Parsippany, N.J.-based John Johnsen, a senior manager at Deloitte Consulting, says that early collaboration is key to speeding up the development process. "Getting the IT team involved very early on -- discussing the products and concepts and how the systems are able to handle it or not handle it -- is very important," he asserts. "If you design the product and then give it to the IT people and say, 'Do this,' it's too late for an IT person to reply, 'Well, this is going to be difficult to do.'"

"To deliver projects on a timely basis, you need to do the difficult things first, and you need to involve the IT group and make sure the integration component, the complex parts of a product, are done," adds Duck Creek's Roller, who says involving the IT team early in the product development life cycle is a way to tackle difficult integration issues up front, before they stop the process in its tracks. It's a strategy that he believes has emerged as a best practice, even for companies that have made strong speed-to-market technology investments.

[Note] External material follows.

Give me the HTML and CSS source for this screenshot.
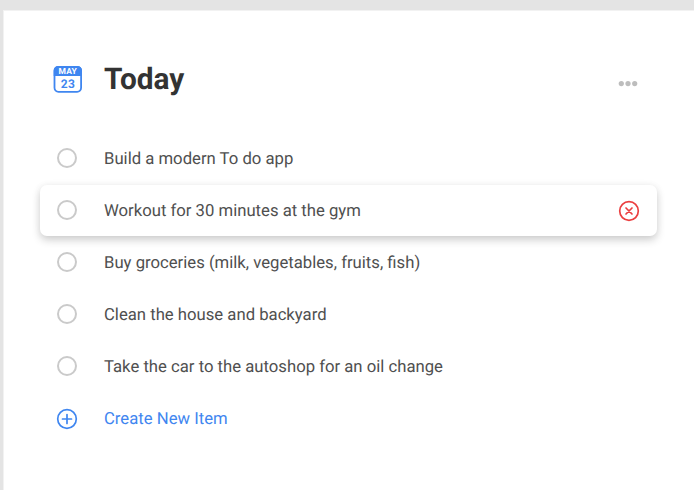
FILE: index.html
```
<!DOCTYPE html>
<html lang="en">
<head>
<meta charset="utf-8">
<title>Today</title>
<link rel="stylesheet" href="styles.css">
</head>
<body>
<main class="panel">
  <header class="header">
    <svg class="calendar" viewBox="0 0 30 28" role="img" aria-label="May 23">
      <rect x="1.500" y="1.800" width="26.600" height="25" rx="4" fill="#fff" stroke="#3f86f0" stroke-width="1.800"/>
      <path d="M0.700 11V5.500a4.500 4.500 0 0 1 4.500-4.500h19.300a4.500 4.500 0 0 1 4.500 4.500v5.500z" fill="#3f86f0"/>
      <text class="month" x="14.800" y="9.200" text-anchor="middle">MAY</text>
      <text class="day" x="15" y="22.500" text-anchor="middle">23</text>
    </svg>
    <h1>Today</h1>
    <svg class="more" viewBox="0 0 20 6" role="img" aria-label="More">
      <circle cx="3.300" cy="2.600" r="2.600"/><circle cx="10" cy="2.600" r="2.600"/><circle cx="16.700" cy="2.600" r="2.600"/>
    </svg>
  </header>
  <ul class="list">
    <li class="item"><span class="check"></span><span class="label">Build a modern To do app</span></li>
    <li class="item active"><span class="check"></span><span class="label">Workout for 30 minutes at the gym</span>
      <svg class="delete" viewBox="0 0 22 22"><circle cx="11" cy="11" r="9.300"/><path d="M8 8l6 6M14 8l-6 6"/></svg>
    </li>
    <li class="item"><span class="check"></span><span class="label">Buy groceries (milk, vegetables, fruits, fish)</span></li>
    <li class="item"><span class="check"></span><span class="label">Clean the house and backyard</span></li>
    <li class="item"><span class="check"></span><span class="label">Take the car to the autoshop for an oil change</span></li>
    <li class="item create">
      <svg class="add" viewBox="0 0 22 22"><circle cx="11" cy="11" r="9.300"/><path d="M11 6.500v9M6.500 11h9"/></svg>
      <span class="label">Create New Item</span>
    </li>
  </ul>
</main>
</body>
</html>
```
FILE: styles.css
```
* { box-sizing: border-box; }
body {
  margin: 0;
  height: 490px;
  padding: 10px 0 0 3px;
  overflow: hidden;
  background: #e4e4e4;
  font-family: Roboto, "Liberation Sans", sans-serif;
  text-rendering: geometricPrecision;
}
.panel {
  height: 480px;
  padding: 45px 37px 0;
  background: #fff;
  border-top: 1px solid #f2f2f2;
  border-left: 1px solid #f2f2f2;
}
.header {
  display: flex;
  align-items: center;
  height: 46px;
  padding: 0 19px 0 12px;
}
.calendar { width: 30px; height: 28px; flex: none; }
.month, .day { font-family: Roboto, sans-serif; font-weight: 700; }
.month { font-size: 8.500px; fill: #fff; letter-spacing: 0.200px; }
.day { font-size: 12px; fill: #3f86f0; letter-spacing: 0.400px; }
h1 {
  margin: 1px 0 0 21px;
  font-size: 29.800px;
  line-height: 45px;
  font-weight: 700;
  color: #333;
}
.more { width: 20px; height: 6px; margin: 9px 0 0 auto; fill: #bdbdbd; }
.list {
  display: grid;
  gap: 0.900px;
  margin: 31.600px 0 0 -1px;
  padding: 0;
  list-style: none;
}
.item {
  display: flex;
  align-items: center;
  height: 51px;
  padding: 0 18px 0 17px;
  border-radius: 7px;
  font-size: 16.700px;
  color: #4f4f4f;
}
.active {
  background: #fff;
  box-shadow: 0 4px 9px rgba(0, 0, 0, 0.19), 0 0 8px rgba(0, 0, 0, 0.04);
}
.check {
  flex: none;
  width: 20px;
  height: 20px;
  margin-top: -2px;
  border: 2px solid #cacaca;
  border-radius: 50%;
}
.label { margin: 2px 0 0 27px; line-height: 20px; white-space: nowrap; }
.delete, .add {
  flex: none;
  width: 22px;
  height: 22px;
  fill: none;
  stroke-width: 1.700;
  stroke-linecap: round;
}
.delete { margin: 0 -1px 0 auto; stroke: #eb3f40; }
.add { margin-left: -1px; stroke: #3f86f0; }
.add + .label { margin-left: 26px; }
.create { color: #3f86f0; }
```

"Often, when you've created the right types of tools, you can do an incredible job of simplifying the rating, the underwriting, the workflow and those pieces into something that's manageable, in a way that can be delivered rapidly. The challenges will always remain in those areas [of integration] that are going to vary from carrier to carrier and from group to group," Roller says. "The right way to approach those is always to deal with them up front and in a uniform way."

By integrating with the various parts of the business, Nationwide's IT department has distanced itself from the role of order taker. "We really wanted to avoid the 'throwing it over the fence' phenomenon and instead be a consultative partner, up front," the carrier's D'Ippolito says. "That's paying huge dividends -- probably more than anything else we've done."